Tout au long de l’amélioration génétique de la Rava, la race a bénéficié d’un maillage conséquent d’acteurs, reliant l’amont de la génétique avec l’UPRA à l’aval avec la vente de reproducteurs et la banalisation d’un schéma d’utilisation en croisement à double étage. L’histoire de la sélection de la Rava illustre la prépondérance de la sphère économique dans la gestion des races, rejoignant le constat que la sélection génétique vise à établir un animal sélectionnable en fonction de ce qui est attendu à l’intersection du marché, des savoirs et des actions collectives (d'après Selmi, Joly et Rémondet). Plus généralement, la Rava a une relation ambiguë avec la modernité, l’amélioration génétique et les outils de cette dernière. Menacée par la première modernisation agricole, c’est la rationalisation de l’élevage qui permet à la race de trouver son « créneau » économique, notamment grâce à son désaisonnement facile et sa prolificité. La Rava a ainsi vu sa prolificité passer de 136 % en 1982 à 158 % en 2020.

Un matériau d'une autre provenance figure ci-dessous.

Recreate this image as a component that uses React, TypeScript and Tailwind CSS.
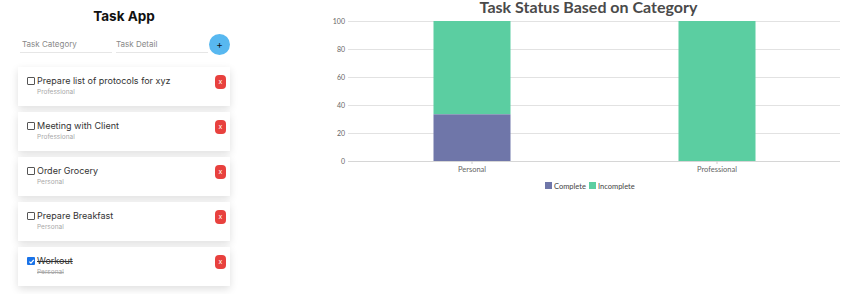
import React from "react";

type Task = { id: number; title: string; category: string; done: boolean };

const tasks: Task[] = [
  { id: 1, title: "Prepare list of protocols for xyz", category: "Professional", done: false },
  { id: 2, title: "Meeting with Client", category: "Professional", done: false },
  { id: 3, title: "Order Grocery", category: "Personal", done: false },
  { id: 4, title: "Prepare Breakfast", category: "Personal", done: false },
  { id: 5, title: "Workout", category: "Personal", done: true },
];

// chart data: percent complete per category
const chartData = [
  { label: "Personal", complete: 33.33, center: 168 },
  { label: "Professional", complete: 0, center: 413 },
];

const PLOT_TOP = 5;
const PLOT_BOTTOM = 145;
const PLOT_LEFT = 44;
const PLOT_RIGHT = 536;
const BAR_W = 77;

function yFor(v: number) {
  return PLOT_BOTTOM - ((PLOT_BOTTOM - PLOT_TOP) * v) / 100;
}

function TaskCard({ task }: { task: Task }) {
  return (
    <div className="flex items-start justify-between bg-white h-[39px] pl-[9px] pr-[4px] pt-[8px] shadow-[0_3px_8px_rgba(0,0,0,0.13)]">
      <div className="flex flex-col">
        <div className="flex items-center h-[12px]">
          {task.done ? (
            <span className="w-[8px] h-[8px] rounded-[1px] bg-[#1a73e8] flex items-center justify-center mr-[2px]">
              <svg viewBox="0 0 10 10" className="w-[7px] h-[7px]">
                <path d="M2 5.2 L4.2 7.4 L8.2 2.6" fill="none" stroke="white" strokeWidth="1.8" />
              </svg>
            </span>
          ) : (
            <span className="w-[8px] h-[8px] rounded-[1px] border border-[#555] bg-white mr-[2px]" />
          )}
          <span
            className={`text-[9px] text-[#333] leading-[12px] ${task.done ? "line-through" : ""}`}
          >
            {task.title}
          </span>
        </div>
        <span
          className={`pl-[10px] mt-[1px] text-[6.5px] leading-[9px] text-[#a8a8a8] ${
            task.done ? "line-through" : ""
          }`}
        >
          {task.category}
        </span>
      </div>
      <button className="w-[11px] h-[14px] rounded-[4px] bg-[#e8413e] text-white text-[7px] leading-[14px] text-center">
        x
      </button>
    </div>
  );
}

export default function App() {
  return (
    <div className="flex w-[850px] h-[294px] bg-white overflow-hidden" style={{ fontFamily: "Inter, sans-serif" }}>
      {/* Task app */}
      <div className="w-[304px] shrink-0 pl-[18px]">
        <div className="w-[212px] flex flex-col">
          <h1 className="pt-[6px] h-[26px] text-center text-[13.5px] leading-[20px] font-bold text-[#111]">
            Task App
          </h1>
          <div className="flex items-center mt-[8px] h-[20px]">
            <div className="w-[92px] ml-[2px] border-b border-[#e6e6e6] h-[17px] flex items-center">
              <span className="text-[8px] text-[#888] pl-[2px]">Task Category</span>
            </div>
            <div className="w-[92px] ml-[4px] border-b border-[#e6e6e6] h-[17px] flex items-center">
              <span className="text-[8px] text-[#888]">Task Detail</span>
            </div>
            <button className="ml-auto w-[21px] h-[21px] rounded-full bg-[#58b8f0] text-[#111] text-[10px] leading-[21px] text-center">
              +
            </button>
          </div>
          <div className="flex flex-col gap-[6px] mt-[13px]">
            {tasks.map((t) => (
              <TaskCard key={t.id} task={t} />
            ))}
          </div>
        </div>
      </div>

      {/* Chart */}
      <div className="w-[546px] shrink-0 flex flex-col" style={{ fontFamily: "Lato, sans-serif" }}>
        <h2 className="-mt-[3px] h-[19px] pl-[23px] text-center text-[16px] leading-[19px] font-bold text-[#4a4a4a]">
          Task Status Based on Category
        </h2>
        <svg width="546" height="180" viewBox="0 0 546 180" className="block">
          {[0, 20, 40, 60, 80, 100].map((v) => (
            <g key={v}>
              <line
                x1={PLOT_LEFT}
                x2={PLOT_RIGHT}
                y1={yFor(v) + 0.5}
                y2={yFor(v) + 0.5}
                stroke={v === 0 ? "#d6d6d6" : "#e2e2e2"}
                strokeWidth="1"
              />
              <text x={41} y={yFor(v) + 2.5} textAnchor="end" fontSize="7" fill="#666">
                {v}
              </text>
            </g>
          ))}
          {chartData.map((d) => {
            const x = d.center - BAR_W / 2;
            const yc = yFor(d.complete);
            return (
              <g key={d.label}>
                <rect x={x} y={PLOT_TOP} width={BAR_W} height={yc - PLOT_TOP} fill="#5bcea1" />
                {d.complete > 0 && (
                  <rect x={x} y={yc} width={BAR_W} height={PLOT_BOTTOM - yc} fill="#6f76a9" />
                )}
                <line x1={d.center} x2={d.center} y1={PLOT_BOTTOM} y2={PLOT_BOTTOM + 3} stroke="#ccc" />
                <text x={d.center} y={PLOT_BOTTOM + 11} textAnchor="middle" fontSize="7.5" fill="#666">
                  {d.label}
                </text>
              </g>
            );
          })}
          {/* legend */}
          <rect x={241} y={166} width={7} height={7} fill="#6f76a9" />
          <text x={250} y={172.5} fontSize="7.5" fill="#444">
            Complete
          </text>
          <rect x={285} y={166} width={7} height={7} fill="#5bcea1" />
          <text x={294} y={172.5} fontSize="7.5" fill="#444">
            Incomplete
          </text>
        </svg>
      </div>
    </div>
  );
}
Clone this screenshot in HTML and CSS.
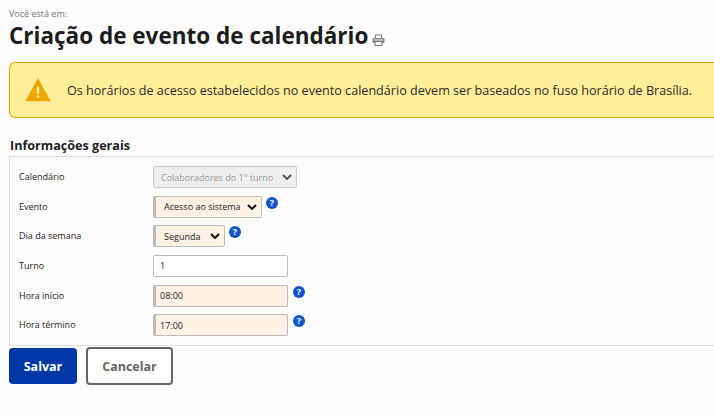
FILE: index.html
```html
<!DOCTYPE html>
<html lang="pt-BR">
<head>
<meta charset="utf-8">
<title>Criação de evento de calendário</title>
<link rel="stylesheet" href="styles.css">
</head>
<body>
<main class="page">
  <p class="crumb">Você está em:</p>
  <div class="heading">
    <h1>Criação de evento de calendário</h1>
    <svg class="printer" width="13" height="12" viewBox="0 0 13 12" aria-hidden="true">
      <path d="M3.5 4V1h6v3" fill="none" stroke="#777" stroke-width="1"/>
      <rect x="0.5" y="4" width="12" height="5" rx="1.2" fill="#888"/>
      <rect x="2" y="5.5" width="9" height="1" fill="#eee"/>
      <rect x="3" y="7.5" width="7" height="4" fill="#fdfdfd" stroke="#777"/>
    </svg>
  </div>
  <div class="alert">
    <svg class="alert-icon" width="26" height="24" viewBox="0 0 26 24" aria-hidden="true">
      <path d="M13 1.5 L24.5 22.5 H1.5 Z" fill="#f0a500" stroke="#f0a500" stroke-width="1.5" stroke-linejoin="round"/>
      <rect x="11.8" y="8.5" width="2.4" height="7.5" rx="1" fill="#fff0b0"/>
      <circle cx="13" cy="18.6" r="1.4" fill="#fff0b0"/>
    </svg>
    <p>Os horários de acesso estabelecidos no evento calendário devem ser baseados no fuso horário de Brasília.</p>
  </div>
  <h2>Informações gerais</h2>
  <form class="panel">
    <div class="row">
      <label>Calendário</label>
      <select class="field select wide" disabled><option>Colaboradores do 1° turno</option></select>
    </div>
    <div class="row">
      <label>Evento</label>
      <select class="field select required medium"><option>Acesso ao sistema</option></select>
      <span class="help">?</span>
    </div>
    <div class="row">
      <label>Dia da semana</label>
      <select class="field select required small"><option>Segunda</option></select>
      <span class="help">?</span>
    </div>
    <div class="row">
      <label>Turno</label>
      <input class="field text" type="text" value="1">
    </div>
    <div class="row">
      <label>Hora início</label>
      <input class="field text required" type="text" value="08:00">
      <span class="help">?</span>
    </div>
    <div class="row">
      <label>Hora término</label>
      <input class="field text required" type="text" value="17:00">
      <span class="help">?</span>
    </div>
  </form>
  <div class="actions">
    <button class="btn primary" type="button">Salvar</button>
    <button class="btn secondary" type="button">Cancelar</button>
  </div>
</main>
</body>
</html>
```

FILE: styles.css
```css
* { box-sizing: border-box; }
html, body { margin: 0; height: 100%; overflow: hidden; }
body {
  background: #fdfdfd;
  color: #222;
  font-family: "Open Sans", sans-serif;
}
.page { padding: 8px 0 0 9px; }
.crumb { margin: 0; font-size: 9px; line-height: 12px; color: #777; }
.heading { display: flex; align-items: flex-end; gap: 4px; height: 30px; margin-top: 1px; }
h1 { margin: 0; font-size: 22.5px; line-height: 30px; font-weight: 700; color: #1c1c1c; }
.printer { margin-bottom: 5px; }
.alert {
  display: flex; align-items: center;
  height: 56px; margin-top: 11px; padding-left: 15px;
  background: #ffee99; border: 1px solid #f0a500; border-right: 0; border-radius: 6px 0 0 6px;
}
.alert-icon { flex: none; margin-right: 16px; }
.alert p { margin: 0; font-size: 12.6px; color: #2b2b2b; white-space: nowrap; }
h2 { margin: 18px 0 0 1px; font-size: 12.6px; line-height: 20px; font-weight: 700; color: #222; }
.panel {
  height: 190px; padding-top: 5px;
  border: 1px solid #ddd; border-right: 0; background: #fdfdfd;
}
.row { display: flex; align-items: flex-start; height: 29.65px; }
.row label { width: 143px; padding: 7px 0 0 9px; font-size: 9px; line-height: 16px; color: #222; flex: none; }
.field {
  height: 22px; font-family: "Open Sans", sans-serif; font-size: 9px; color: #222;
  border: 1px solid #bbb; border-radius: 2px; background-color: #fff; padding: 0 0 0 4px; margin-top: 4px;
}
.select {
  appearance: none;
  background-image: url("data:image/svg+xml,%3Csvg xmlns='http://www.w3.org/2000/svg' width='10' height='6' viewBox='0 0 10 6'%3E%3Cpath d='M1 1l4 4 4-4' fill='none' stroke='%23111' stroke-width='2'/%3E%3C/svg%3E");
  background-repeat: no-repeat;
  background-position: right 4px center;
}
.wide { width: 144px; padding-left: 7px; }
.medium { width: 109px; }
.small { width: 72px; }
.field:disabled {
  background-color: #eee; color: #999; border-color: #ccc; opacity: 1;
  background-image: url("data:image/svg+xml,%3Csvg xmlns='http://www.w3.org/2000/svg' width='10' height='6' viewBox='0 0 10 6'%3E%3Cpath d='M1 1l4 4 4-4' fill='none' stroke='%23555' stroke-width='2'/%3E%3C/svg%3E");
}
.required { background-color: #fff1e4; border-left: 3px solid #bbb; padding-left: 8px; }
.text { width: 135px; padding-left: 6px; color: #222; }
.text.required { padding-left: 4px; }
.help {
  width: 12px; height: 12px; margin: 5px 0 0 4px; border-radius: 50%;
  background: #1155cc; color: #fff; font-size: 9px; line-height: 12px; font-weight: 700; text-align: center; flex: none;
}
.text + .help { margin-left: 5px; }
.actions { display: flex; align-items: center; gap: 9px; margin-top: 1px; }
.btn { font-family: "Open Sans", sans-serif; font-size: 12.5px; font-weight: 700; border-radius: 4px; }
.primary { width: 68px; height: 36px; background: #0039a6; color: #fff; border: 0; }
.secondary { width: 87px; height: 38px; background: #fff; color: #666; border: 2px solid #666; }
```
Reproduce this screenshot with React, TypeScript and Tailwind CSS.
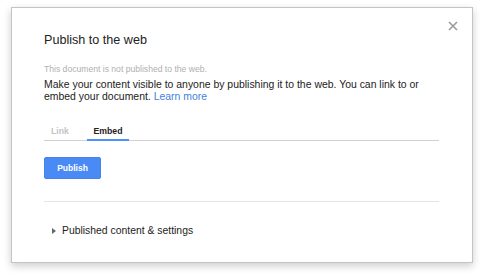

Vers 1990-2000, la multiplication des élevages de Rava dans la Loire crée un noyau de sélectionneurs performants sur ce département. David Drevon émet alors l’hypothèse que pour sa survie, une race doit parvenir à s’ouvrir socialement via le renouvellement des éleveurs et des acteurs de la production. Si cela est vrai pour la Rava, l’historien a observé le même phénomène avec la brebis Raïole dans les Cévennes.